590 Seule l’identité divine de
la personne de Jésus peut justifier une exigence aussi absolue que
celle-ci : " Celui qui n’est pas avec moi est contre
moi " (Mt 12, 30) ; de même quand Il dit qu’il y a en Lui
" plus que Jonas, (...) plus que Salomon " (Mt 12, 41-42),
" plus que le Temple " (Mt 12, 6) ; quand Il rappelle
à son sujet que David a appelé le Messie son Seigneur (cf. Mt 12, 36. 37),
quand Il affirme : " Avant qu’Abraham fut, Je Suis "
(Jn 8, 58) ; et même : " Le Père et moi nous sommes
un " (Jn 10, 30).
591 Jésus a demandé aux
autorités religieuses de Jérusalem de croire en Lui à cause des œuvres de son Père
qu’Il accomplit (cf. Jn 10, 36-38). Mais un tel acte de foi devait passer par
une mystérieuse mort à soi-même pour une nouvelle " naissance d’en
haut " (Jn 3, 7) dans l’attirance de la grâce divine (cf. Jn 6, 44).

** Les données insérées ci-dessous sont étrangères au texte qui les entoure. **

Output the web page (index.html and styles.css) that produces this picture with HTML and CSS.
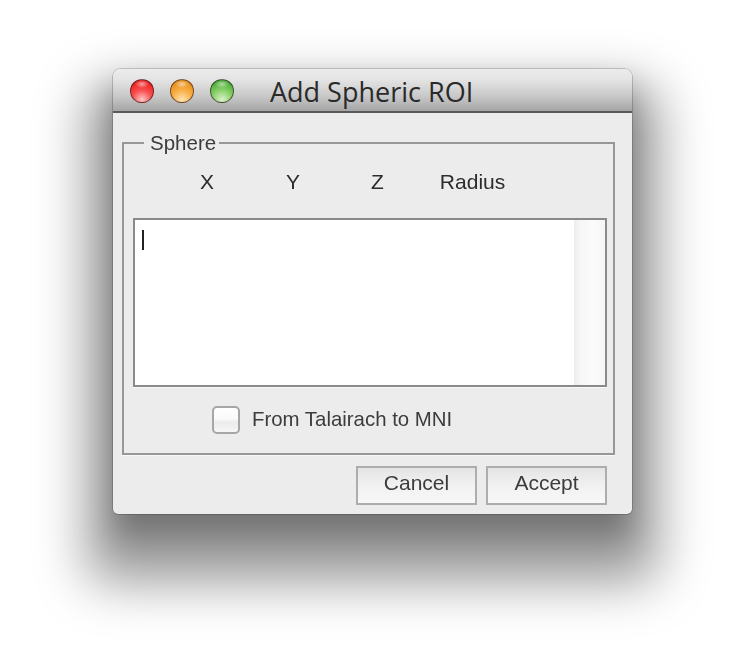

Une telle exigence de conversion face à un accomplissement si surprenant des
promesses (cf. Is 53, 1) permet de comprendre la tragique méprise du Sanhédrin
estimant que Jésus méritait la mort comme blasphémateur (cf. Mc 3, 6 ; Mt
26, 64-66). Ses membres agissaient ainsi à la fois par ignorance (cf. Lc 23,
34 ; Ac 3, 17-18) et par l’endurcissement (cf. Mc 3, 5 ; Rm 11, 25)
de l’incrédulité (cf. Rm 11, 20).
EN BREF
592 Jésus n’a pas aboli la Loi du Sinaï,
mais Il l’a accomplie (cf. Mt 5, 17-19) avec une telle perfection (cf. Jn 8,
46) qu’Il en révèle le sens ultime (cf. Mt 5, 33) et qu’Il rachète les
transgressions contre elle (cf. He 9, 15).
593
Jésus a vénéré le Temple en y montant aux fêtes juives de pèlerinage et Il a
aimé d’un amour jaloux cette demeure de Dieu parmi les hommes. Le Temple
préfigure son mystère. S’Il annonce sa destruction, c’est comme manifestation
de sa propre mise à mort et de l’entrée dans un nouvel âge de l’histoire du
salut, où son Corps sera le Temple définitif.
594
Jésus a posé des actes, tel le pardon des péchés, qui L’ont manifesté comme
étant le Dieu Sauveur lui-même (cf. Jn 5, 16-18). Certains Juifs, qui, ne
reconnaissant pas le Dieu fait homme (cf. Jn 1, 14), voyaient en Lui un homme
qui se fait Dieu (cf. Jn 10, 33), L’ont jugé comme un blasphémateur.